French is the official language in Tahiti, although some people do speak English. However a language barrier will likely exist outside of your hotel or resort. In Fiji, English is the official language and therefore it’s a very easy country to navigate for English speakers.
Expect good service in Tahiti but it can also be a little abrupt. In Fiji you’re guaranteed a smile everywhere, but be aware that ‘Fiji time‘ exists! This is a laid back nation, and things can move a bit slow. Expect waiters to take their time, and buses to arrive late. It’s all part of Fiji’s charm.
Below we look at the culture in each island, and what you should expect if you choose to visit!
Multi-ethnic and multi-religious Fiji has a fascinating culture, some of it stretching back many centuries. One of their ancient traditions is fire walking, which originated on the island of Beqa. The locals on this island still ceremoniously walk across hot coals, making Beqa a must visit for culture aficionados. (Recommended: The Ultimate Guide to Fiji Culture).
This culture rich country is a place where many superstitions still exist – such as believing that coconuts choose who to fall on! But it’s also an incredibly friendly and warm nation, where tourists are encouraged to intermingle with locals.
Some girls are still taught from a young age to weave baskets and bags, and boys are taught to make bowls, spears and even ‘cannibal forks’ – a fork that was used to eat the flesh of enemies! Thankfully they’re just made as tourist items now, and you can buy them and many other crafts at the Handicraft Market in Nadi.
Fiji is home to a sizable population of Christians, Hindus, and Muslims.
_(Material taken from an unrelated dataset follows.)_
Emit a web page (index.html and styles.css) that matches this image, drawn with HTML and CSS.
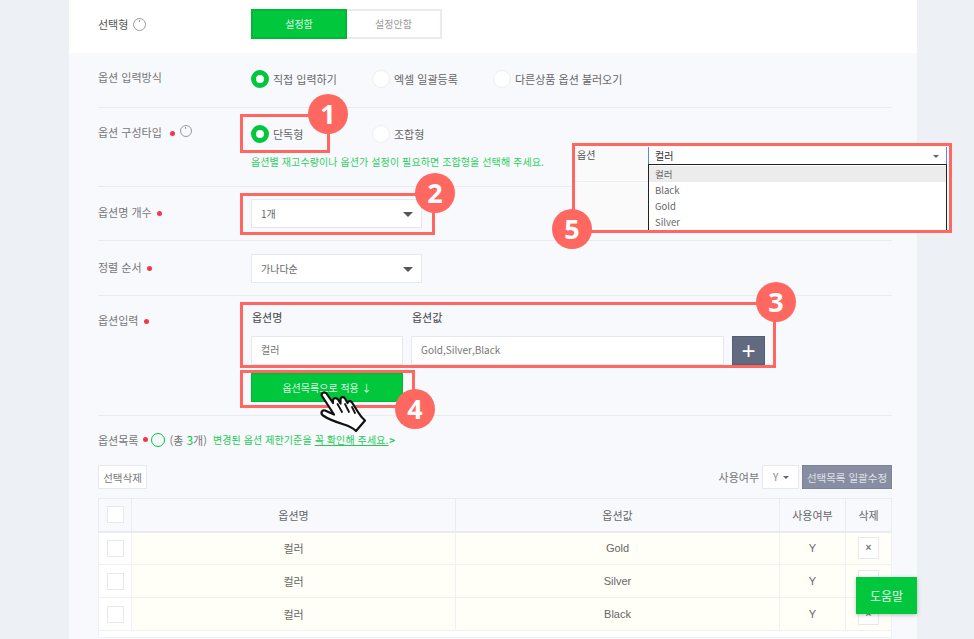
FILE: index.html
```html
<!DOCTYPE html>
<html lang="ko">
<head>
  <meta charset="UTF-8" />
  <title>옵션 설정</title>
  <link rel="stylesheet" href="styles.css">
</head>
<body>
  <div class="panel">
    <div class="top-row">
      <div class="top-label">선택형 <i class="info"></i></div>
      <div class="toggle">
        <div class="toggle-on">설정함</div>
        <div class="toggle-off">설정안함</div>
      </div>
    </div>

    <div class="form">
      <div class="row row-input-type">
        <div class="label">옵션 입력방식</div>
        <div class="radios">
          <div class="radio on"><i></i>직접 입력하기</div>
          <div class="radio"><i></i>엑셀 일괄등록</div>
          <div class="radio"><i></i>다른상품 옵션 불러오기</div>
        </div>
      </div>

      <div class="row row-type">
        <div class="label">옵션 구성타입 <b class="dot"></b><i class="info small"></i></div>
        <div>
          <div class="radios">
            <div class="radio on"><i></i>단독형</div>
            <div class="radio"><i></i>조합형</div>
          </div>
          <p class="help">옵션별 재고수량이나 옵션가 설정이 필요하면 조합형을 선택해 주세요.</p>
        </div>
      </div>

      <div class="row row-select">
        <div class="label">옵션명 개수 <b class="dot"></b></div>
        <div class="select">1개<span class="caret"></span></div>
      </div>

      <div class="row row-select row-sort">
        <div class="label">정렬 순서 <b class="dot"></b></div>
        <div class="select">가나다순<span class="caret"></span></div>
      </div>

      <div class="row row-option">
        <div class="label">옵션입력 <b class="dot"></b></div>
        <div>
          <div class="option-grid">
            <div class="field-name">옵션명</div>
            <div class="field-name">옵션값</div>
            <div></div>
            <div class="input">컬러</div>
            <div class="input">Gold,Silver,Black</div>
            <button class="plus">+</button>
          </div>
          <button class="apply">옵션목록으로 적용 ↓</button>
        </div>
      </div>

      <div class="list">
        <div class="list-title">
          <span class="label">옵션목록</span><b class="dot"></b><i class="ring"></i>
          <span class="count">(총 <em>3</em>개)</span>
          <span class="notice">변경된 옵션 제한기준을 <u>꼭 확인해 주세요.</u> <b class="more">&gt;</b></span>
        </div>
        <div class="toolbar">
          <button class="btn-delete">선택삭제</button>
          <div class="toolbar-right">
            <span>사용여부</span>
            <div class="mini-select">Y<span class="caret tiny"></span></div>
            <button class="btn-bulk">선택목록 일괄수정</button>
          </div>
        </div>
        <table class="options">
          <thead>
            <tr>
              <th class="col-check"><i class="check"></i></th>
              <th class="col-name">옵션명</th>
              <th class="col-value">옵션값</th>
              <th class="col-use">사용여부</th>
              <th class="col-del">삭제</th>
            </tr>
          </thead>
          <tbody>
            <tr><td><i class="check"></i></td><td>컬러</td><td>Gold</td><td>Y</td><td><button class="del">×</button></td></tr>
            <tr><td><i class="check"></i></td><td>컬러</td><td>Silver</td><td>Y</td><td><button class="del">×</button></td></tr>
            <tr><td><i class="check"></i></td><td>컬러</td><td>Black</td><td>Y</td><td><button class="del">×</button></td></tr>
            <tr class="tail"><td colspan="5"></td></tr>
          </tbody>
        </table>
      </div>
    </div>
  </div>

  <!-- preview of the storefront select, shown over the form -->
  <div class="preview">
    <div class="preview-label">옵션</div>
    <div class="preview-body">
      <div class="preview-value">컬러<span class="caret tiny"></span></div>
      <ul class="preview-list">
        <li class="active">컬러</li>
        <li>Black</li>
        <li>Gold</li>
        <li>Silver</li>
      </ul>
    </div>
  </div>

  <!-- tutorial marks -->
  <div class="mark box-1"></div>
  <div class="mark box-2"></div>
  <div class="mark box-3"></div>
  <div class="mark box-4"></div>
  <div class="mark box-5"></div>
  <div class="num num-1">1</div>
  <div class="num num-2">2</div>
  <div class="num num-3">3</div>
  <div class="num num-4">4</div>
  <div class="num num-5">5</div>

  <svg class="hand" viewBox="0 0 54 46" width="54" height="46">
    <path d="M8 8C6.500 5 10.500 3 12.500 5.500L19 15 19 12C19.500 9.500 22.500 9.500 24 11.500L26.500 15.500 26.500 11C27 8.500 30 8.500 31 10.500L33.500 15C34 12.500 37 12.500 38 14.500L44 24C46 27.500 48 30 51 32.500L42 43C39 40 35 38 30 36.500 22 34 14 31 9 27.500 6 25 8 21.500 11 22.500L20 26.500Z" fill="#fff" stroke="#111" stroke-width="2.200" stroke-linejoin="round"/>
    <path d="M23.500 16L28 24M31 16L35 24M38 19L41 25" fill="none" stroke="#111" stroke-width="1.800" stroke-linecap="round"/>
  </svg>

  <button class="help-btn">도움말</button>
</body>
</html>
```

FILE: styles.css
```css
:root {
  --green: #00c73c;
  --line: #e9ebf0;
  --soft: #f8f9fd;
  --coral: #ff6860;
  --text: #777;
}

* {
  box-sizing: border-box;
}

html, body {
  height: 100%;
}

body {
  position: relative;
  margin: 0;
  overflow: hidden;
  background: #edf0f5;
  color: var(--text);
  font-family: "Noto Sans CJK KR", "Noto Sans", sans-serif;
  font-size: 11px;
}

button {
  font-family: inherit;
  cursor: pointer;
}

.panel {
  width: 848px;
  height: 639px;
  margin-left: 69px;
  background: var(--soft);
}

/* top */
.top-row {
  display: flex;
  align-items: center;
  height: 53px;
  padding: 0 0 5px 29px;
  background: #fff;
}

.top-label {
  display: flex;
  align-items: center;
  gap: 5px;
  width: 153px;
  color: #555;
}

.toggle {
  display: flex;
  width: 191px;
  height: 30px;
  line-height: 26px;
  text-align: center;
  font-size: 10px;
}

.toggle-on {
  width: 96px;
  background: var(--green);
  border: 2px solid #00b835;
  color: #dff8e6;
}

.toggle-off {
  flex: 1;
  border: 2px solid #e9ebf0;
  border-left: 0;
  color: #999;
}

.info {
  display: inline-block;
  position: relative;
  width: 13px;
  height: 13px;
  border: 1px solid #999;
  border-radius: 50%;
}

.info::after {
  content: "";
  position: absolute;
  top: 1px;
  left: 5px;
  width: 1px;
  height: 2px;
  background: #999;
}

.info.small {
  width: 12px;
  height: 12px;
  margin-left: 5px;
}

.info.small::after {
  left: 4px;
}

.dot {
  display: inline-block;
  width: 5px;
  height: 5px;
  margin-left: 2px;
  border-radius: 50%;
  background: #f5364a;
  vertical-align: 1px;
}

/* form rows */
.form {
  padding: 0 25px 0 29px;
}

.row {
  display: grid;
  grid-template-columns: 153px 1fr;
  border-bottom: 1px solid var(--line);
}

.row-input-type {
  height: 55px;
  padding-top: 16px;
}

.row-type {
  height: 79px;
  padding-top: 16px;
}

.row-type .dot {
  margin-left: 5px;
}

.row-select {
  height: 54px;
  padding-top: 12px;
}

.row-sort {
  height: 55px;
  padding-top: 13px;
}

.row-select .label {
  padding-top: 5px;
}

.row-option {
  height: 120px;
  padding-top: 12px;
}

.row-option .label {
  padding-top: 4px;
}

.label {
  line-height: 16px;
}

.radios {
  display: flex;
  height: 20px;
}

.radio {
  display: flex;
  align-items: center;
  gap: 4px;
  min-width: 121px;
  color: #666;
}

.radio i {
  width: 18px;
  height: 18px;
  border: 1px solid #eceef2;
  border-radius: 50%;
  background: #fff;
}

.radio.on i {
  border: 5px solid var(--green);
}

.help {
  margin: 10px 0 0;
  font-size: 10px;
  line-height: 16px;
  letter-spacing: 0.1px;
  color: #2fd05f;
}

.select {
  position: relative;
  width: 171px;
  height: 29px;
  padding-left: 9px;
  border: 1px solid #e6e8ee;
  background: #fff;
  font-size: 10px;
  line-height: 27px;
  color: #666;
}

.caret {
  position: absolute;
  right: 9px;
  top: 12px;
  border: 4px solid transparent;
  border-top: 5px solid #555;
  border-bottom: 0;
  width: 0;
  height: 0;
  transform: scaleX(1.25);
}

.caret.tiny {
  border-width: 3px;
  border-bottom: 0;
  border-top-color: #666;
  transform: none;
}

/* option input */
.option-grid {
  display: grid;
  grid-template-columns: 152px 313px 33px;
  grid-template-rows: 19px 29px;
  column-gap: 8px;
  row-gap: 9px;
}

.field-name {
  padding-left: 1px;
  color: #4a4a4a;
  line-height: 18px;
  -webkit-text-stroke: 0.1px #4a4a4a;
}

.input {
  padding-left: 9px;
  border: 1px solid #e6e8ee;
  background: #fff;
  line-height: 25px;
  font-size: 10px;
  color: #777;
}

.plus {
  padding: 0;
  border: 1px solid #565e75;
  background: #626a80;
  color: #fff;
  font-family: "Liberation Sans", sans-serif;
  font-size: 24px;
  line-height: 24px;
}

.apply {
  display: block;
  width: 152px;
  height: 29px;
  margin-top: 8px;
  border: 1px solid #00b835;
  background: var(--green);
  color: #dff8e6;
  font-size: 10px;
}

/* list */
.list-title {
  display: flex;
  align-items: center;
  height: 49px;
  padding-bottom: 2px;
}

.list-title .dot {
  margin-left: 5px;
}

.ring {
  width: 14px;
  height: 14px;
  margin-left: 3px;
  border: 1.500px solid var(--green);
  border-radius: 50%;
}

.count {
  margin-left: 4px;
}

.count em {
  font-style: normal;
  font-size: 12px;
  color: var(--green);
}

.notice {
  margin-left: 6px;
  font-size: 10px;
  letter-spacing: 0.1px;
  color: #22cb56;
}

.more {
  margin-left: -2px;
}

.toolbar {
  display: flex;
  justify-content: space-between;
  height: 24px;
  margin-bottom: 9px;
}

.btn-delete {
  width: 49px;
  padding: 0;
  border: 1px solid #e6e8ee;
  background: #fff;
  color: #777;
  font-size: 10.500px;
}

.toolbar-right {
  display: flex;
  align-items: center;
}

.mini-select {
  position: relative;
  width: 37px;
  height: 24px;
  margin: 0 3px 0 3px;
  padding-left: 10px;
  border: 1px solid #e6e8ee;
  background: #fff;
  line-height: 22px;
  font-size: 10px;
  color: #888;
}

.mini-select .caret {
  top: 10px;
  right: 9px;
}

.btn-bulk {
  width: 90px;
  height: 24px;
  padding: 0;
  border: 1px solid #7d8498;
  background: #878ea2;
  color: #dfe2ea;
  font-size: 10.500px;
}

/* table */
.options {
  width: 794px;
  border-collapse: collapse;
  table-layout: fixed;
  text-align: center;
  border: 1px solid var(--line);
}

.options th {
  height: 33px;
  padding: 0;
  border: 1px solid var(--line);
  border-bottom-width: 2px;
  background: var(--soft);
  font-weight: 400;
  color: #666;
}

.options td {
  height: 33px;
  padding: 0;
  border: 1px solid #f0f1f5;
  background: #fffff7;
  color: #666;
}

.options td:first-child {
  background: #fff;
}

.options .tail td {
  height: 7px;
  background: #fff;
}

.col-check { width: 33px; }
.col-name { width: 324px; }
.col-value { width: 324px; }
.col-use { width: 66px; }

.options td:nth-child(n+3):nth-child(-n+4) {
  font-family: "Liberation Sans", sans-serif;
}

.check {
  display: block;
  width: 17px;
  height: 17px;
  margin-left: 8px;
  border: 1px solid #e6e8ee;
  background: #fff;
}

.del {
  width: 21px;
  height: 22px;
  padding: 0;
  border: 1px solid #e6e8ee;
  background: #fff;
  color: #777;
  font-family: "Liberation Sans", sans-serif;
  font-size: 10px;
  font-weight: 700;
  line-height: 18px;
}

/* select preview */
.preview {
  position: absolute;
  left: 572px;
  top: 143px;
  display: flex;
  width: 380px;
  height: 90px;
  background: #fafafa;
  overflow: hidden;
}

.preview-label {
  width: 76px;
  height: 39px;
  padding: 4px 0 0 5px;
  border-bottom: 1px solid #eee;
  font-size: 10px;
  line-height: 16px;
  color: #555;
}

.preview-body {
  width: 299px;
}

.preview-value {
  position: relative;
  height: 17px;
  margin-top: 4px;
  padding-left: 6px;
  border-left: 1px solid #5f83e6;
  border-right: 1px solid #5f83e6;
  background: #fff;
  font-size: 10px;
  line-height: 17px;
  color: #333;
}

.preview-value .caret {
  top: 8px;
  right: 7px;
}

.preview-list {
  margin: 0;
  padding: 1px 0 0;
  list-style: none;
  height: 70px;
  border: 1px solid #222;
  background: #fff;
  font-size: 9.500px;
  line-height: 16px;
  color: #666;
}

.preview-list li {
  padding-left: 6px;
}

.preview-list .active {
  background: #ececec;
}

/* tutorial marks */
.mark {
  position: absolute;
  border: 3px solid var(--coral);
}

.box-1 { left: 240px; top: 114px; width: 90px; height: 39px; }
.box-2 { left: 240px; top: 193px; width: 195px; height: 42px; }
.box-3 { left: 240px; top: 302px; width: 536px; height: 66px; }
.box-4 { left: 240px; top: 370px; width: 175px; height: 38px; }
.box-5 { left: 572px; top: 143px; width: 380px; height: 90px; }

.num {
  position: absolute;
  width: 40px;
  height: 40px;
  border-radius: 50%;
  background: var(--coral);
  color: #fff;
  font-family: "Open Sans", sans-serif;
  font-size: 27px;
  font-weight: 700;
  line-height: 40px;
  text-align: center;
}

.num-1 { left: 308px; top: 94px; }
.num-2 { left: 415px; top: 173px; }
.num-3 { left: 756px; top: 282px; }
.num-4 { left: 395px; top: 389px; }
.num-5 { left: 552px; top: 209px; }

.hand {
  position: absolute;
  left: 314px;
  top: 388px;
}

.help-btn {
  position: absolute;
  left: 856px;
  top: 577px;
  width: 61px;
  height: 37px;
  padding: 0;
  border: 0;
  background: var(--green);
  box-shadow: 0 1px 4px rgba(0,0,0,0.25);
  color: #e6fbec;
  font-size: 12px;
}
```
The largest Hindu temple in the Southern Hemisphere, Sri Siva Subramaniya Temple, can also be found in Nadi. This ornate colorful building should be on your list of places to visit as you temple hop around the island.
Visiting French Polynesia affords visitors a unique opportunity to delve into the lives of early settlers and learn more about the arrival of Europeans. From the famous story of the ‘Mutiny on the Bounty’ to the oral history shown through dance and song, you can learn a lot through the cultural experiences on offer in French Polynesia.
On this island you can try your hand at spearfishing and learn the incredible meanings behind traditional Maori tattoos. You will also find dance performances of the traditional ‘Ori Tahiti’, and there are places where you can take lessons with locals.
Tahiti is awash with museums, including the Museum of Tahiti and Her Islands which focuses on the island’s Polynesian history.
The James Norman Hall House – the house of the island’s most famous author who co-wrote Mutiny on the Bounty – has a 1920’s garden tea-room and library that’s worth visiting too.
For a glimpse of the oldest Catholic church in Tahiti, visit the Notre-Dame Cathedral in the capital Papeete. This is an example of the old colonial-style architecture that came with the Europeans.
While in Papeete, don’t miss the opportunity to visit Papeete Street Market. It’s the perfect place for picking up souvenirs!
Fiji vs Tahiti: A Taste of Island Life
With both being tropical island paradises, expect an abundance of fruit, coconuts and fresh fish. Below we pit Fiji vs Tahiti as we look at the local cuisine on offer.
Fiji’s cuisine has been formed though a mix of indigenous and Indian influences due to a sizable population with Indian roots.
Freshly caught seafood is popular throughout Fiji, and fish curry – made with coconut milk – is often on the menu. Another fish dish to try is kokoda -this is a raw fish salad that is commonly served in a coconut shell!
If you get invited to a lovo say yes straight away! This traditional Fijian banquet involves cooking a large amount of meat (chicken or pork), fish and vegetables wrapped in banana leaves and then baking it in an oven dug in the ground. It’s a real community affair, and the food’s delicious.
As for what to drink, the coconut water in Fiji is delicious and refreshing – especially when drunk direct with a straw.
In Tahiti, the food is mainly seafood based. Try raw fish with coconut milk. Usually, this is made from tuna or bonito fish. It is sliced into cubes and marinated in coconut milk, lemon juice, onion, cucumber, tomatoes, garlic and spring onion.
With such a big Chinese-Polynesian population, there is a wonderful fusion of cuisines in French Polynesia. Chao men (fried noodles with vegetables, meat and shrimp), chicken with lemon sauce, chao chap (roasted duck), and mapo tofu are popular dishes on the islands. Raw fish is also very prominent in Chinese cooking in French Polynesia.
A notable French influence in Tahiti also shines through in sweet treats such as firi firi (Tahitian doughnuts) and banana crepes. A favorite breakfast food is coconut bread!
Fiji vs Tahiti: Which is the Better Choice?
You’re guaranteed a memorable vacation in both Fiji and Tahiti, but if beaches are your priority then Fiji is the better choice. The white sandy stretches of coastline in this island are world class, and it also happens to be a cheaper destination than Tahiti.
However if you’re looking for a vacation with the ‘wow’ factor, the spectacular backdrop of mountains beside the breathtakingly blue lagoons of Tahiti and Bora Bora can provide that. This destination is expensive, but if you can afford an overwater bungalow, it’s going to be worth it.